I was born in England at the beginning of World War II. I thought my mother and father were English and Scottish, but I was a very dark and different child, and everyone expected me to be what they called a “refugee” which generally meant something unpleasant, if you looked at their faces when they said it.

African Diaspora

I was taken to Australia in 1947, and things got worse for me here. I was bullied at all levels of school and in the street – Australia was all-white in those days. And so it continued until I was nearly driven crazy..... Until I finally found my Jamaican family. This was a profound and healing experience for finding a world of parrots when I had lived among pigeons. And, I am definitely, without question, a parrot.
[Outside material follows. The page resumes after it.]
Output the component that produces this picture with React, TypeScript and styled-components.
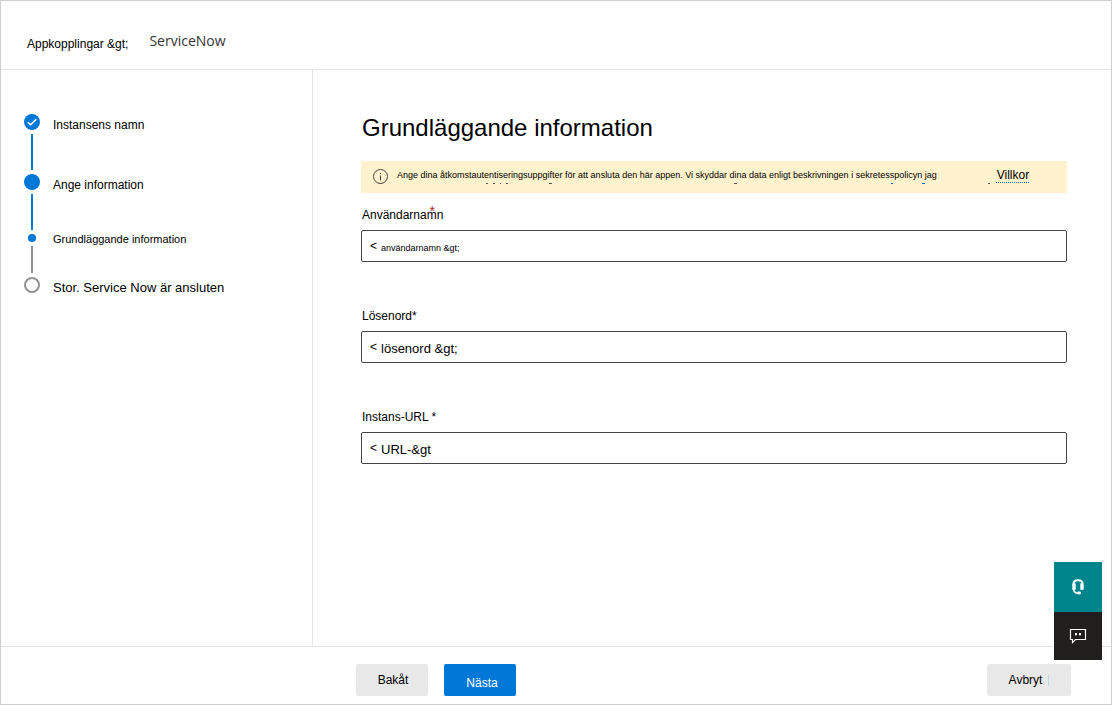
import React from "react";
import styled, { createGlobalStyle, css } from "styled-components";

const Global = createGlobalStyle`
  *, *::before, *::after { box-sizing: border-box; }
  body { margin: 0; background: #fff; color: #000; font: 12px/16px "Liberation Sans", Arial, sans-serif; }
  button, input { font: inherit; color: inherit; }
`;

const Page = styled.div`
  position: relative;
  min-height: 100vh;
  display: flex;
  flex-direction: column;
  border: 1px solid #cfcfcf;
`;

const Header = styled.header`
  border-bottom: 1px solid #e5e5e5;
  padding: 32px 26px 17px;
`;

const Breadcrumb = styled.nav`
  display: flex;
  align-items: flex-start;
  gap: 21px;
`;

const CrumbLink = styled.a`
  color: #000;
  text-decoration: none;
  padding-top: 3px;
`;

const Crumb = styled.span`
  color: #333;
  font: 14px/16px "Open Sans", "Noto Sans", sans-serif;
`;

const Body = styled.div`
  flex: 1;
  display: grid;
  grid-template-columns: 312px minmax(0, 1fr);
`;

const Sidebar = styled.aside`
  border-right: 1px solid #e5e5e5;
  padding: 44px 23px;
`;

const Steps = styled.ol`
  list-style: none;
  margin: 0;
  padding: 0;
`;

const Step = styled.li`
  display: grid;
  grid-template-columns: 16px 1fr;
  column-gap: 13px;
  justify-items: center;
`;

type MarkerKind = "done" | "current" | "dot" | "todo";

const Marker = styled.span<{ $kind: MarkerKind }>`
  display: flex;
  width: ${(p) => (p.$kind === "dot" ? 8 : 16)}px;
  height: ${(p) => (p.$kind === "dot" ? 8 : 16)}px;
  border-radius: 50%;
  ${(p) =>
    p.$kind === "todo"
      ? css`border: 2px solid #929292;`
      : css`background: #0078d7;`}
`;

const StepLabel = styled.span<{ $small?: boolean; $large?: boolean }>`
  justify-self: start;
  height: 0;
  line-height: ${(p) => (p.$small ? 10 : 22)}px;
  font-size: ${(p) => (p.$small ? 11 : p.$large ? 13 : 12)}px;
`;

const Connector = styled.span<{ $done: boolean; $short?: boolean }>`
  width: 2px;
  height: ${(p) => (p.$short ? 27 : 36)}px;
  margin: 4px 0;
  background: ${(p) => (p.$done ? "#0078d7" : "#929292")};
`;

const Main = styled.main`
  padding: 42px 44px 40px 48px;
`;

const Title = styled.h1`
  margin: 0 0 17px;
  padding-left: 1px;
  font-size: 24px;
  line-height: 32px;
  font-weight: 400;
`;

const Banner = styled.div`
  position: relative;
  display: flex;
  align-items: center;
  min-height: 32px;
  padding: 0 12px;
  margin-bottom: 14px;
  background: #fff2cc;
`;

const BannerText = styled.p`
  margin: 0 60px 4px 8px;
  font-size: 9px;
  line-height: 12px;
`;

const TermsLink = styled.a`
  color: #000;
  margin-bottom: 4px;
  text-decoration: underline dotted #0067b8 1px;
  text-underline-offset: 3px;
`;

const Remnants = styled.svg`
  position: absolute;
  left: 0;
  top: 0;
`;

const Field = styled.div`
  margin-bottom: 46px;
`;

const Label = styled.label`
  display: block;
  padding-left: 1px;
  margin-bottom: 7px;
`;

const RaisedStar = styled.span`
  position: absolute;
  margin: -4px 0 0 -14px;
  color: #a4262c;
  font-size: 14px;
`;

const InputBox = styled.div`
  display: flex;
  align-items: center;
  height: 32px;
  gap: 4px;
  padding: 0 8px;
  border: 1px solid #444;
  border-radius: 2px;
`;

const Input = styled.input<{ $size: number }>`
  flex: 1;
  min-width: 0;
  border: 0;
  outline: 0;
  padding: 3px 0 0;
  background: transparent;
  font-size: ${(p) => p.$size}px;
`;

const Footer = styled.footer`
  display: flex;
  gap: 16px;
  padding: 17px 40px 8px 355px;
  border-top: 1px solid #e5e5e5;
`;

const Button = styled.button<{ $primary?: boolean }>`
  min-width: 72px;
  height: 32px;
  border: 0;
  border-radius: 2px;
  padding: ${(p) => (p.$primary ? "5px 0 0 4px" : "0 0 0 2px")};
  background: ${(p) => (p.$primary ? "#0078d7" : "#e8e8e8")};
  color: ${(p) => (p.$primary ? "#fff" : "#000")};
`;

const CancelButton = styled(Button)`
  display: flex;
  align-items: center;
  justify-content: center;
  gap: 6px;
  min-width: 84px;
  padding: 0;
  margin-left: auto;

  &::after {
    content: "";
    width: 1px;
    height: 11px;
    background: #b5dde3;
  }
`;

const FloatingTools = styled.div`
  position: absolute;
  right: 9px;
  bottom: 44px;
  display: flex;
  flex-direction: column;
`;

const Tool = styled.button<{ $teal?: boolean }>`
  display: flex;
  align-items: center;
  justify-content: center;
  width: 48px;
  height: ${(p) => (p.$teal ? 50 : 48)}px;
  padding: 0;
  border: 0;
  background: ${(p) => (p.$teal ? "#00858c" : "#201f1e")};
`;

const steps: { label: string; kind: MarkerKind; line?: "full" | "short" }[] = [
  { label: "Instansens namn", kind: "done", line: "full" },
  { label: "Ange information", kind: "current", line: "full" },
  { label: "Grundläggande information", kind: "dot", line: "short" },
  { label: "Stor. Service Now är ansluten", kind: "todo" },
];

const fields = [
  { id: "user", label: "Användarnamn", star: "raised", value: "användarnamn &gt;", size: 9 },
  { id: "password", label: "Lösenord", star: "*", value: "lösenord &gt;", size: 13 },
  { id: "url", label: "Instans-URL", star: " *", value: "URL-&gt", size: 13 },
];

export default function App() {
  return (
    <Page>
      <Global />
      <Header>
        <Breadcrumb aria-label="Sökväg">
          <CrumbLink href="#">Appkopplingar &amp;gt;</CrumbLink>
          <Crumb>ServiceNow</Crumb>
        </Breadcrumb>
      </Header>
      <Body>
        <Sidebar>
          <Steps>
            {steps.map((s) => (
              <Step key={s.label}>
                <Marker $kind={s.kind}>
                  {s.kind === "done" && (
                    <svg width="16" height="16" viewBox="0 0 16 16" fill="none" stroke="#fff" strokeWidth="1.5">
                      <path d="M3.7 8.2l2.8 2.6 5.8-5.6" />
                    </svg>
                  )}
                </Marker>
                <StepLabel $small={s.kind === "dot"} $large={s.kind === "todo"}>
                  {s.label}
                </StepLabel>
                {s.line && <Connector $done={s.kind !== "dot"} $short={s.line === "short"} />}
              </Step>
            ))}
          </Steps>
        </Sidebar>
        <Main>
          <Title>Grundläggande information</Title>
          <Banner>
            <svg width="16" height="16" viewBox="0 0 16 16" fill="none" stroke="#444">
              <circle cx="7.5" cy="7.5" r="7" />
              <path d="M7.5 6.5v5M7.5 4v1.2" />
            </svg>
            <BannerText>
              Ange dina åtkomstautentiseringsuppgifter för att ansluta den här appen. Vi skyddar dina data enligt
              beskrivningen i sekretesspolicyn jag
            </BannerText>
            <TermsLink href="#">Villkor</TermsLink>
            <Remnants width="706" height="32" aria-hidden="true">
              <path d="M125 22.5h2M132 22.5h2M139 22.5h1M145 22.5h2M188 22.5h3M373 22.5h3M627 22.5h2" stroke="#555" />
              <path d="M530 22.5h2M561 22.5h3" stroke="#0067b8" />
            </Remnants>
          </Banner>
          {fields.map((f) => (
            <Field key={f.id}>
              <Label htmlFor={f.id}>
                {f.label}
                {f.star === "raised" ? <RaisedStar>*</RaisedStar> : f.star}
              </Label>
              <InputBox>
                <span>&lt;</span>
                <Input id={f.id} type="text" defaultValue={f.value} $size={f.size} />
              </InputBox>
            </Field>
          ))}
        </Main>
      </Body>
      <Footer>
        <Button type="button">Bakåt</Button>
        <Button type="button" $primary>Nästa</Button>
        <CancelButton type="button">Avbryt</CancelButton>
      </Footer>
      <FloatingTools>
        <Tool type="button" $teal aria-label="Support">
          <svg width="16" height="18" viewBox="0 0 16 18" fill="none" stroke="#fff">
            <path d="M3.4 11.5V6.5C3.4 3.6 5.3 2.2 8 2.2s4.6 1.4 4.6 4.3v5" strokeWidth="2" />
            <path d="M4.2 5.6v6.2M11.8 5.6v6.2" strokeWidth="3" />
            <path d="M3.6 11.4c.3 2.6 1.8 3.7 4.4 3.8" strokeWidth="1.6" />
            <rect x="7" y="13.4" width="4" height="3" rx="1.4" fill="#fff" stroke="none" />
          </svg>
        </Tool>
        <Tool type="button" aria-label="Feedback">
          <svg width="18" height="16" viewBox="0 0 18 16" fill="none" stroke="#fff">
            <path d="M1.5 1.5h15v10H6.5L3.5 14.5v-3h-2z" strokeWidth="1.2" />
            <path d="M6 5h2v2l-1.4 1V7H6zM10 5h2v2l-1.4 1V7H10z" fill="#fff" stroke="none" />
          </svg>
        </Tool>
      </FloatingTools>
    </Page>
  );
}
My great, great grandfather and his brother left a poor-scrabble existence in Scotland and went to Jamaica to make their fortune, at about the time slavery was very slowly being abolished. John Girvan worked hard, acquired land and had a family with a lady known in the family tree only as “A Jamaica Girl” He was good man; he educated his children; and acknowledged them in his will, unlike many. He married his daughter to her white cousin, and her daughter and sons were subsequently sent to Scotland when their mother died, to be brought up by relatives. They became Scottish in all but colour and personality.

My father became a chemical engineer and fell in love with the palest-skinned lady in England. I was always amazed that her skin was totally snow-white, like my own daughter’s. She really didn’t know that my father was mixed-race, and so it went on. It must have been much safer not to mention ancestry; to keep very quiet.

For me, finding my ancestry was an enormous relief, even after I had read the history of my African slave ancestors and found that I was descended from both sides –the Europeans who founded their Empires through selling my other ancestors as disposable commodities. The origins of Jamaican slaves are mostly unknown, other than generally from West Africa and possibly Ashante, so I felt that as an artist, I should just go with my instincts – and I do that in this part of my work.

And I have done a lot of work from my instincts. It isn't understood and certainly doesn’t sell in Australia - too strange, too colourful, too dark, just like I have always been, but I am compelled to keep on working, because that is who I am.